Exercise directions:
Take the lines of the data below from the very first through the line containing "Sidebar icons ---------- */" and output them exactly, pictures excluded.

····················

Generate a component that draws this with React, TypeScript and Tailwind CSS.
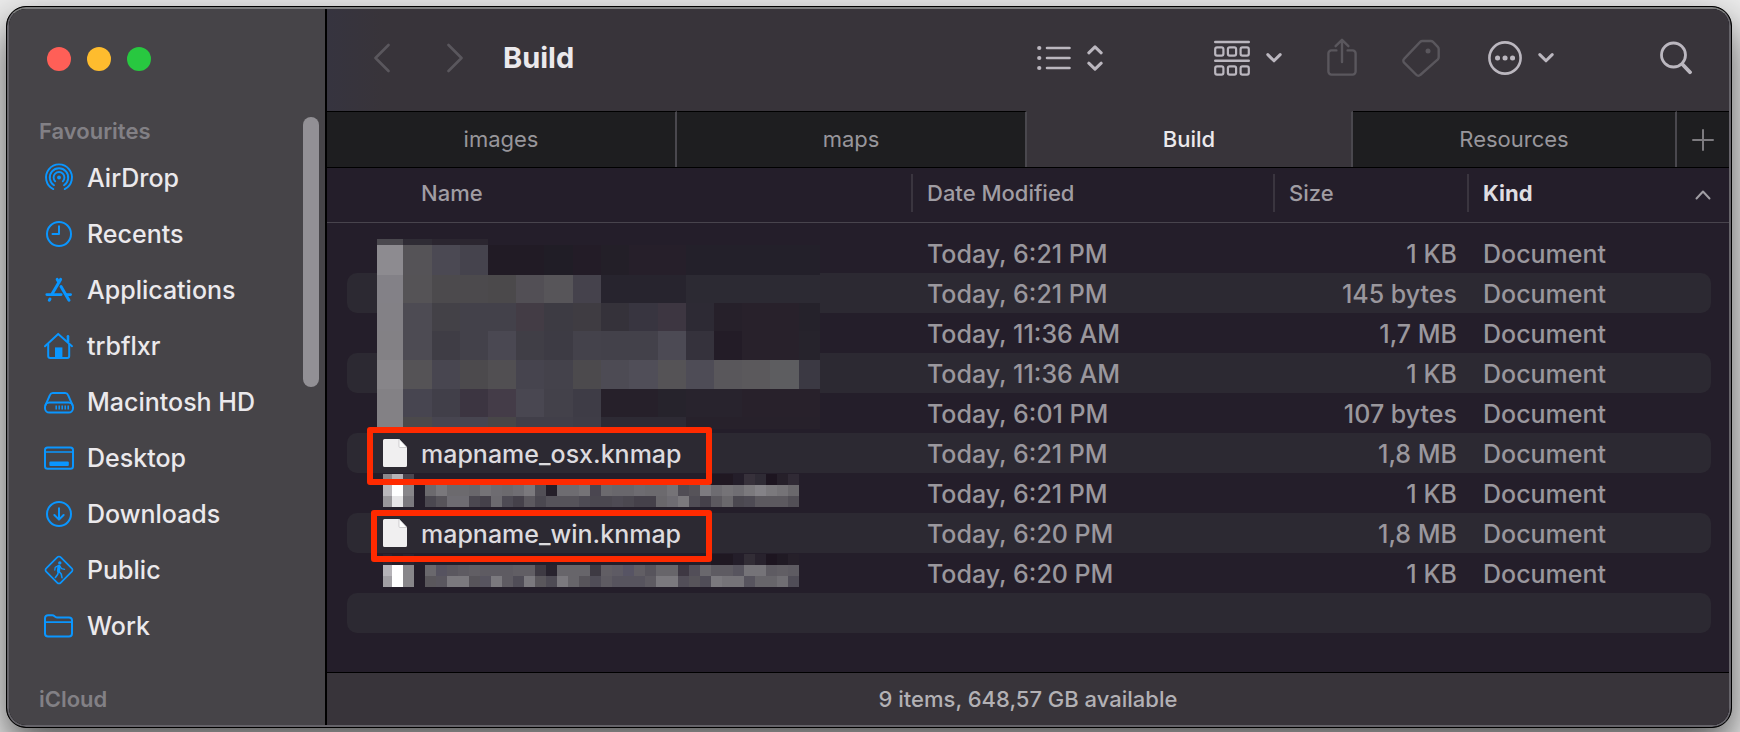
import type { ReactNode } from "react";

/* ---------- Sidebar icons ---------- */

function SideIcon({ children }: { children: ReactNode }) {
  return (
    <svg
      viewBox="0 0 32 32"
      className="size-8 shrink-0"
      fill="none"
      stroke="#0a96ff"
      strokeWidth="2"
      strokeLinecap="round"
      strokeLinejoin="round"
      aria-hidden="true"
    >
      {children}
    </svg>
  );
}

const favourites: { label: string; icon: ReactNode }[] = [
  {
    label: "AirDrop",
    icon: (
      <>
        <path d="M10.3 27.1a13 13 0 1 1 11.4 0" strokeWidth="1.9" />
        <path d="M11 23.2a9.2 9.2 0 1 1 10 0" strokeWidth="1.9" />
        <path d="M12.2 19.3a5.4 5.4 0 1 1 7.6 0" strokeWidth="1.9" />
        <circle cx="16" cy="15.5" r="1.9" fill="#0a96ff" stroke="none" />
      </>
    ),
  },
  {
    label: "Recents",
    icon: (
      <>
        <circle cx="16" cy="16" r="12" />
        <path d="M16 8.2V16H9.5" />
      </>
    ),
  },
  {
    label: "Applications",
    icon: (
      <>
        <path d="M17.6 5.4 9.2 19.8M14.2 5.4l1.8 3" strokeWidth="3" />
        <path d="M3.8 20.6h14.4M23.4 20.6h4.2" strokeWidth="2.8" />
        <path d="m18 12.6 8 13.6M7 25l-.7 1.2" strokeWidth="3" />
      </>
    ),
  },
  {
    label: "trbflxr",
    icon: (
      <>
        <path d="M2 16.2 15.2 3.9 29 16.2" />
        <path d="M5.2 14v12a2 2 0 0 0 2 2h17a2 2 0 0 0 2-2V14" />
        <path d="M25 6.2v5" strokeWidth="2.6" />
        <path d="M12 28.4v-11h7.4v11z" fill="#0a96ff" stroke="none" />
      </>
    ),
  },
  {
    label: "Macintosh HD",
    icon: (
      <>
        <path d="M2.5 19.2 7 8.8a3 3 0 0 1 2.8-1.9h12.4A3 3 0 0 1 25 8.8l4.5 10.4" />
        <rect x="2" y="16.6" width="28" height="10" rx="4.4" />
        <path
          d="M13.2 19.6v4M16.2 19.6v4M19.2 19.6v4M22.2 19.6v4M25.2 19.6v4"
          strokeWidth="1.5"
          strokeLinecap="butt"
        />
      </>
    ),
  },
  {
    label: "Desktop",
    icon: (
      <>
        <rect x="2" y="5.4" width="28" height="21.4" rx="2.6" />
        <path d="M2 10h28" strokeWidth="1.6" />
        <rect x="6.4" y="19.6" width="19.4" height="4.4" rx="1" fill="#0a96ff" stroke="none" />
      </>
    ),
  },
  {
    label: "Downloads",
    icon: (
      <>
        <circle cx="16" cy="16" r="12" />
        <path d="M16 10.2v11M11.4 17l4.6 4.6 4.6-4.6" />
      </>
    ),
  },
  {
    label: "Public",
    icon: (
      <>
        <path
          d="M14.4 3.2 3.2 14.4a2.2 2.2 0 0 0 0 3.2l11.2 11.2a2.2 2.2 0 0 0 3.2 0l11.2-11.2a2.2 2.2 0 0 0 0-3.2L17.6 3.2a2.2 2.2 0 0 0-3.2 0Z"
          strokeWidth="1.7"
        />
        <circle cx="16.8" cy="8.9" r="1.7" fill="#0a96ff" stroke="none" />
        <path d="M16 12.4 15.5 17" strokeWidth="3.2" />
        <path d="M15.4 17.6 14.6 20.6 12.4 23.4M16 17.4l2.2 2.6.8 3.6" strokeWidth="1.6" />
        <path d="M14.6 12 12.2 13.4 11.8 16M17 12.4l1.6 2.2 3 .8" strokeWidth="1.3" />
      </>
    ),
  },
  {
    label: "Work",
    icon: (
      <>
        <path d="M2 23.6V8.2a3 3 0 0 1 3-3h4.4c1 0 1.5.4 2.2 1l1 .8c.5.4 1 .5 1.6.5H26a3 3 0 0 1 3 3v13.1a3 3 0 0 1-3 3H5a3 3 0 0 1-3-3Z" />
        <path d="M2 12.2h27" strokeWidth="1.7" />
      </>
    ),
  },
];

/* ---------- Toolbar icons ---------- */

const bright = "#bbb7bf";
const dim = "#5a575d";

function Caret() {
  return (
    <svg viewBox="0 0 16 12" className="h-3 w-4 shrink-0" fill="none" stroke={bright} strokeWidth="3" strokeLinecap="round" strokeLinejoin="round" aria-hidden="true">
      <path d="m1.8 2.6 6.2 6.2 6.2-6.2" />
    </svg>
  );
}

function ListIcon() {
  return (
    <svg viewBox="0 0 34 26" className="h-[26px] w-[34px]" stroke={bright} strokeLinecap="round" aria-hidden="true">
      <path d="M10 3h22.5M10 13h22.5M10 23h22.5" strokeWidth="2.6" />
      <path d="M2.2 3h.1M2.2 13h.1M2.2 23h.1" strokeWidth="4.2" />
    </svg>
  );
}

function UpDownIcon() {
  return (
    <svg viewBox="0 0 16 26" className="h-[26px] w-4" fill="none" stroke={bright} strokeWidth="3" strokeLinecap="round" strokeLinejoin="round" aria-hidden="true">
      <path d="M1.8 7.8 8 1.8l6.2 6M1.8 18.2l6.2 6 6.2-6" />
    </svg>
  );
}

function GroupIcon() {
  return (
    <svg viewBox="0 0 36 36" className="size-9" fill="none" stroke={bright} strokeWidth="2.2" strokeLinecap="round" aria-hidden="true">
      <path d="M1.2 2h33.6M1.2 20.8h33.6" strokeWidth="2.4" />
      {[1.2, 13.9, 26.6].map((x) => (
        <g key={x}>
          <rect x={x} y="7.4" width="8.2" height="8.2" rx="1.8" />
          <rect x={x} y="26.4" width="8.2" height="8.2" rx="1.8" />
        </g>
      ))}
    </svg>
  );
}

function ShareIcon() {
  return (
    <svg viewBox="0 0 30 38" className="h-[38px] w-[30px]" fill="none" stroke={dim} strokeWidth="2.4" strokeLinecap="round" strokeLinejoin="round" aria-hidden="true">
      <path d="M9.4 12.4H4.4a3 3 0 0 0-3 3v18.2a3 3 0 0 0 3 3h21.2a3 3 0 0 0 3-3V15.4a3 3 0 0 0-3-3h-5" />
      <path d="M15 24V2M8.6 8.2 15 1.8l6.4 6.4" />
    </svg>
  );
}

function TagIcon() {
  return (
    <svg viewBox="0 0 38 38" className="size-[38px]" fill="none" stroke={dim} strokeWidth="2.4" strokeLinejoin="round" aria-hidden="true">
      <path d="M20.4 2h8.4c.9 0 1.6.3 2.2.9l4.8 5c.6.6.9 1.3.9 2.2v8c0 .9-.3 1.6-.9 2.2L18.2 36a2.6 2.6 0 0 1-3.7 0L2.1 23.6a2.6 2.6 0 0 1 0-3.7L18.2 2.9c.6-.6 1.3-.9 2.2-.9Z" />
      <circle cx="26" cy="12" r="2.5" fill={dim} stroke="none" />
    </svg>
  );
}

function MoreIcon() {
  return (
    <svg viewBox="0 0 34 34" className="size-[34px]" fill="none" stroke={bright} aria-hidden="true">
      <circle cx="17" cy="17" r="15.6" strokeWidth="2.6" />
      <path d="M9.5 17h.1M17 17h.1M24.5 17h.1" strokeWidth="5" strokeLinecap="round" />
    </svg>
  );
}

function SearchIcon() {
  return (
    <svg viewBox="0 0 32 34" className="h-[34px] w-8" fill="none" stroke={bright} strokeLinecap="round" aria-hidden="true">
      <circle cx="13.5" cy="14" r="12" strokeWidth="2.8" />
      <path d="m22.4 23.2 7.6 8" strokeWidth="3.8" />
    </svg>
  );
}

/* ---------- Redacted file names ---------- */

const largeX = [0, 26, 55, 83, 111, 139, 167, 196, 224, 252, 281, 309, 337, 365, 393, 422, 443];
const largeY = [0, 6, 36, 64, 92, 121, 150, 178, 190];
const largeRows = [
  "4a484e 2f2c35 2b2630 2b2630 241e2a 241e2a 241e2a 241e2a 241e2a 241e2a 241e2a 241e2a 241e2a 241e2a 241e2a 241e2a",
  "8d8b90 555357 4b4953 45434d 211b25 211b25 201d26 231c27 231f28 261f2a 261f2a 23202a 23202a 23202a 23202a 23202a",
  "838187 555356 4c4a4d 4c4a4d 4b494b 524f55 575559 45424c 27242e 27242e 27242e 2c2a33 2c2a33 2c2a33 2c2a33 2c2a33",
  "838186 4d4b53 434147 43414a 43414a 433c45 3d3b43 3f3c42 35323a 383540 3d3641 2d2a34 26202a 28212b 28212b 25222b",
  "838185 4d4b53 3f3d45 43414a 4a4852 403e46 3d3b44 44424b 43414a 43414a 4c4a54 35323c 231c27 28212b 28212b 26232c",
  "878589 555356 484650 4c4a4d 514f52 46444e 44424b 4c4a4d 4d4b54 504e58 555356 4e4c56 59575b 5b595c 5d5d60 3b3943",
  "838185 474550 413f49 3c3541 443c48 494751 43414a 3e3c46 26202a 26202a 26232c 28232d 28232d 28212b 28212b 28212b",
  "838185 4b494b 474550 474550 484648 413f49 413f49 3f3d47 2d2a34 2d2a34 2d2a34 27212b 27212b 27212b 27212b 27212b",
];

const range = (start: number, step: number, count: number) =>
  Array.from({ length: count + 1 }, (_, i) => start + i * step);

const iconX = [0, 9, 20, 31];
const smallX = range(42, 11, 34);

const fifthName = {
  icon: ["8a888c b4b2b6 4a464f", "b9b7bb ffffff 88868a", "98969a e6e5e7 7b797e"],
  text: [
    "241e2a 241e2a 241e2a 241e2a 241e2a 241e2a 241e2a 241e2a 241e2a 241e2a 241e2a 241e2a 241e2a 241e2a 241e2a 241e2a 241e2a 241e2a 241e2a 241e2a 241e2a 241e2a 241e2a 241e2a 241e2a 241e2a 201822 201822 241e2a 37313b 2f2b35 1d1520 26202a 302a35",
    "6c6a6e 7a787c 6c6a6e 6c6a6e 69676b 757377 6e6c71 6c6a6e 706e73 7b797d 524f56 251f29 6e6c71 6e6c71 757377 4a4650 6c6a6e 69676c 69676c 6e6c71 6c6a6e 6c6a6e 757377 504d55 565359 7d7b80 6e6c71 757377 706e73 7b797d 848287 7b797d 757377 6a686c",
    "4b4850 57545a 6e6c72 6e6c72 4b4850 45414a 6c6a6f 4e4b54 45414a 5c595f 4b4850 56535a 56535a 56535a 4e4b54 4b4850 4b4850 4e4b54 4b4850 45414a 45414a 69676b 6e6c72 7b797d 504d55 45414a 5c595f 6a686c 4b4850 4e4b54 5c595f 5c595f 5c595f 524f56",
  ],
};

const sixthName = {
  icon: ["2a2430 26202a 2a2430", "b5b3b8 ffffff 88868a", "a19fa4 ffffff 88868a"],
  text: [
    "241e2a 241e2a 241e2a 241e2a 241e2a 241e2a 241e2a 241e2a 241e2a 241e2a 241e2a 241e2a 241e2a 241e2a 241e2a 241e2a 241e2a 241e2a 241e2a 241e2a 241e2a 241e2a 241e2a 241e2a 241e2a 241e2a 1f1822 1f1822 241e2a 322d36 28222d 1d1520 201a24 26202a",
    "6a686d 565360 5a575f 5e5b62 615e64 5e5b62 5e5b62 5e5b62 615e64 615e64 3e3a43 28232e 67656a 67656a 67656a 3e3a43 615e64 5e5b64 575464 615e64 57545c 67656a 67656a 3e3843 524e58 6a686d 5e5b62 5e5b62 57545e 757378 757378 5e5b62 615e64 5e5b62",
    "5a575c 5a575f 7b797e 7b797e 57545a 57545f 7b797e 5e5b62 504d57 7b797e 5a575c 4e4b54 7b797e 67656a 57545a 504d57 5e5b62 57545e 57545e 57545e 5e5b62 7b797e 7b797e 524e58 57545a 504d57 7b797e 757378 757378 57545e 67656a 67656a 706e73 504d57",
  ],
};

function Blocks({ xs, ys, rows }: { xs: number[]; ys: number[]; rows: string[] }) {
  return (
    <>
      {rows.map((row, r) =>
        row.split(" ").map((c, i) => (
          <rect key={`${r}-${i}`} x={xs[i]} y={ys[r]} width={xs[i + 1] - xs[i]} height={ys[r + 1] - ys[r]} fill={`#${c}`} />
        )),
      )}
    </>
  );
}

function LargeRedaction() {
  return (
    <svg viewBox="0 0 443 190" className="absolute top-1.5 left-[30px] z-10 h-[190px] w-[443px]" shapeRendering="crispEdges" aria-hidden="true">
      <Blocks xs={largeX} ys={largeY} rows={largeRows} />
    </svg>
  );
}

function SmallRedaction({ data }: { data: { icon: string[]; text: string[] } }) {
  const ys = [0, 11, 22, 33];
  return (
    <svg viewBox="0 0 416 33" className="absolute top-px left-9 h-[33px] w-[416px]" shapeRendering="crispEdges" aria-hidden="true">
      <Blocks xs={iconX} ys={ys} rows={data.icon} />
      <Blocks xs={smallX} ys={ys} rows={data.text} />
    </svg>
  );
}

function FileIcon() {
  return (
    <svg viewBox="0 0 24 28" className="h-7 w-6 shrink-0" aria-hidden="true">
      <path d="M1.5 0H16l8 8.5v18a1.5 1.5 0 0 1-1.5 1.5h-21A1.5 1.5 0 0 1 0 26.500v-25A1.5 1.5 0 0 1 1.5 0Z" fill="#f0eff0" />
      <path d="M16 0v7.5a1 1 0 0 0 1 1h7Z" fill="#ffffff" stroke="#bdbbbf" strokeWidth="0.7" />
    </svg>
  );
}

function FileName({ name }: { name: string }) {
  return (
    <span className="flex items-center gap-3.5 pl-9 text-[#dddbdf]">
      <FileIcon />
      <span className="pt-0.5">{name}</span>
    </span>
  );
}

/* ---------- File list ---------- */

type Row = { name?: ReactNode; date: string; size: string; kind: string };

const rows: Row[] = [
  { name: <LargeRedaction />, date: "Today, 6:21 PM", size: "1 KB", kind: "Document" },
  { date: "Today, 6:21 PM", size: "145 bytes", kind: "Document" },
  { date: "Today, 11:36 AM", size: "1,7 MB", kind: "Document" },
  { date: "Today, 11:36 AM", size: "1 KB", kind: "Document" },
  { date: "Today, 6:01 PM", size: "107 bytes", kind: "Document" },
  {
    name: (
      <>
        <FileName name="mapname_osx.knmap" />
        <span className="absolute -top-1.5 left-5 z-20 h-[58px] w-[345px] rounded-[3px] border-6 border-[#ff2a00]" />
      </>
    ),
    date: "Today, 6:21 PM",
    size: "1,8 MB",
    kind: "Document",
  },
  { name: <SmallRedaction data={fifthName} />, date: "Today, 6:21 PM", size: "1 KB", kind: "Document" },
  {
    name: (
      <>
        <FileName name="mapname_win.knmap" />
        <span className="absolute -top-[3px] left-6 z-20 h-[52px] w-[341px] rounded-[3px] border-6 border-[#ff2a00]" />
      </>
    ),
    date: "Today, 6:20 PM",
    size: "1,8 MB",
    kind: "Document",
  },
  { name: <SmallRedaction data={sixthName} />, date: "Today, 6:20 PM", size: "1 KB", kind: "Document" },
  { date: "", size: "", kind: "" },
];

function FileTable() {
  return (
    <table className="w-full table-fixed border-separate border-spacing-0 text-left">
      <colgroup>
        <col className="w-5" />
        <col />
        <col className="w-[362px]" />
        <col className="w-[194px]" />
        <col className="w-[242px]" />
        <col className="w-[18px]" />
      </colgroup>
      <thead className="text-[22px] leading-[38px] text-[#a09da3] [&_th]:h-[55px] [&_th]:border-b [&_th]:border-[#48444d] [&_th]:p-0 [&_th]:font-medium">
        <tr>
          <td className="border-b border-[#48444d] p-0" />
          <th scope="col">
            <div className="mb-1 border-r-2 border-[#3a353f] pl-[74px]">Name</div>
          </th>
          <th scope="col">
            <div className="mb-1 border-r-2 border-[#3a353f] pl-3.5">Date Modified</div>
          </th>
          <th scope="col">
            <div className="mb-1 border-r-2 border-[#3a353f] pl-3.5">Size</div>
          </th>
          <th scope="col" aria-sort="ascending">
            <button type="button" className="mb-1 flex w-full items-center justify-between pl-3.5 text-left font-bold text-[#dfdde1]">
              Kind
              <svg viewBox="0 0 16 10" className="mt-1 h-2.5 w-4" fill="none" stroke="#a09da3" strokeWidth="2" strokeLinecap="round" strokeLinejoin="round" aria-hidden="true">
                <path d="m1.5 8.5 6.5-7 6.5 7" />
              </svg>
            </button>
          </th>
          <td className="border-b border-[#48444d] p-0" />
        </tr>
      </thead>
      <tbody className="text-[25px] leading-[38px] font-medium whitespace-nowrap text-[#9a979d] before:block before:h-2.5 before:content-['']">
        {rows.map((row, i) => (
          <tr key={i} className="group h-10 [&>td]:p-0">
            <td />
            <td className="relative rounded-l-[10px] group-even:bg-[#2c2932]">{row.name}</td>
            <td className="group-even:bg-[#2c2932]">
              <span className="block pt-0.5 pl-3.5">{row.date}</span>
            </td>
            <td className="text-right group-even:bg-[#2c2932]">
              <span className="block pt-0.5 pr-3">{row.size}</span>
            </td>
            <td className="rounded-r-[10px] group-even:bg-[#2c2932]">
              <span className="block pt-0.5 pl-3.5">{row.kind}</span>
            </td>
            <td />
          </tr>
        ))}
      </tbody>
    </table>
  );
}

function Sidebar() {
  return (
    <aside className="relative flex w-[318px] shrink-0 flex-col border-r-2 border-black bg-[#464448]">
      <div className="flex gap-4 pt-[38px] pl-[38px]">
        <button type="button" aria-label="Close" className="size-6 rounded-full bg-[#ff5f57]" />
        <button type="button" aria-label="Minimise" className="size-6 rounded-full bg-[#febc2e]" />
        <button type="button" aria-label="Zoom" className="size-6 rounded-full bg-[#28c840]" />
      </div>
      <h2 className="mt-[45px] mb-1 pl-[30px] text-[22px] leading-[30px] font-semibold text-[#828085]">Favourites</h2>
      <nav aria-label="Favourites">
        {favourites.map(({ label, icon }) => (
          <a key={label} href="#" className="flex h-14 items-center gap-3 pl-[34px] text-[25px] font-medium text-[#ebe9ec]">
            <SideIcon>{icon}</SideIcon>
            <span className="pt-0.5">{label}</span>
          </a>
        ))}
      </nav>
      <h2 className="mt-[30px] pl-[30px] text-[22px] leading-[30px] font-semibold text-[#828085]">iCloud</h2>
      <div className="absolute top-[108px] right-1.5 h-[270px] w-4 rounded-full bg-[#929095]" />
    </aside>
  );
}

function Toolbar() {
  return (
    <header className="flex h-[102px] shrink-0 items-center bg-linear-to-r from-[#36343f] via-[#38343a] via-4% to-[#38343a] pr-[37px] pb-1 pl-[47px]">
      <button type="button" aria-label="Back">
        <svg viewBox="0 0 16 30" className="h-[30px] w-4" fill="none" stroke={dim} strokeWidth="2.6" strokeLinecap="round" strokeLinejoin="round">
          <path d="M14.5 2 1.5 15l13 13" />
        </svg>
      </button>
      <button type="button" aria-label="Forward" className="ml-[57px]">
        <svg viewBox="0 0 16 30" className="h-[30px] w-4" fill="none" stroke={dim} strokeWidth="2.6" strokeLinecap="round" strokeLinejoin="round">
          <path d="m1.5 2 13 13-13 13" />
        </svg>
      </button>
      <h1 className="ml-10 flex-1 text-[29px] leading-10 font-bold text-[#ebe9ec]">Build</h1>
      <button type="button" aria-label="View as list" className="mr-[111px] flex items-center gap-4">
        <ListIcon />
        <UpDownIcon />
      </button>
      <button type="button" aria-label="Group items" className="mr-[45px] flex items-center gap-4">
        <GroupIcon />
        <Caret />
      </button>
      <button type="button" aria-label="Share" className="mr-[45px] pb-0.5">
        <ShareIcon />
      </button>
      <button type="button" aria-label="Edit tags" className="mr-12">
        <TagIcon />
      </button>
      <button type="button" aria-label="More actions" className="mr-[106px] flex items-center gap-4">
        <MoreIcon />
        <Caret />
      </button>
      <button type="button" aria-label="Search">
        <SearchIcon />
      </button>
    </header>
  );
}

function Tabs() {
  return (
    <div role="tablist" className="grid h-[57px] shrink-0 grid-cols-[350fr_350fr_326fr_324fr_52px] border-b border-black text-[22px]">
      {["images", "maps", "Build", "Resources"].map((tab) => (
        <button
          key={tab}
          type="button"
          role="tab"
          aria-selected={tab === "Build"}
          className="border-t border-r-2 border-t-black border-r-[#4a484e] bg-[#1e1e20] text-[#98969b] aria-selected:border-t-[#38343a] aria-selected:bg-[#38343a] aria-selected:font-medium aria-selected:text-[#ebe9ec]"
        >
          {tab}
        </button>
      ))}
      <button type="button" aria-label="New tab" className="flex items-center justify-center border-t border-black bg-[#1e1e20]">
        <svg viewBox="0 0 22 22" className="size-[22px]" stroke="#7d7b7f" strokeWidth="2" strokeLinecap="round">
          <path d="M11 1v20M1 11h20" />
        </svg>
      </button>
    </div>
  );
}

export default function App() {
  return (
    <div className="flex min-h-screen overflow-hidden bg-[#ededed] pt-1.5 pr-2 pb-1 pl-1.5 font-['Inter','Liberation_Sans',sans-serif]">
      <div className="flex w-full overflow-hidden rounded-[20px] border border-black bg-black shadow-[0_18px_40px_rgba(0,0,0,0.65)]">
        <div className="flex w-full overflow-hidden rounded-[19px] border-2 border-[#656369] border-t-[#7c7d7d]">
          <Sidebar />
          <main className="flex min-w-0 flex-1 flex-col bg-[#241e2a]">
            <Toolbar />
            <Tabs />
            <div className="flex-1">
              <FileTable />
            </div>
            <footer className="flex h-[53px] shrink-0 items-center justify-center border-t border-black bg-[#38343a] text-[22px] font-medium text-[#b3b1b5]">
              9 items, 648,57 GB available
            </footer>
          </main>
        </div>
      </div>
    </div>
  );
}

····················

Written solution:
Generate a component that draws this with React, TypeScript and Tailwind CSS.
import type { ReactNode } from "react";

/* ---------- Sidebar icons ---------- */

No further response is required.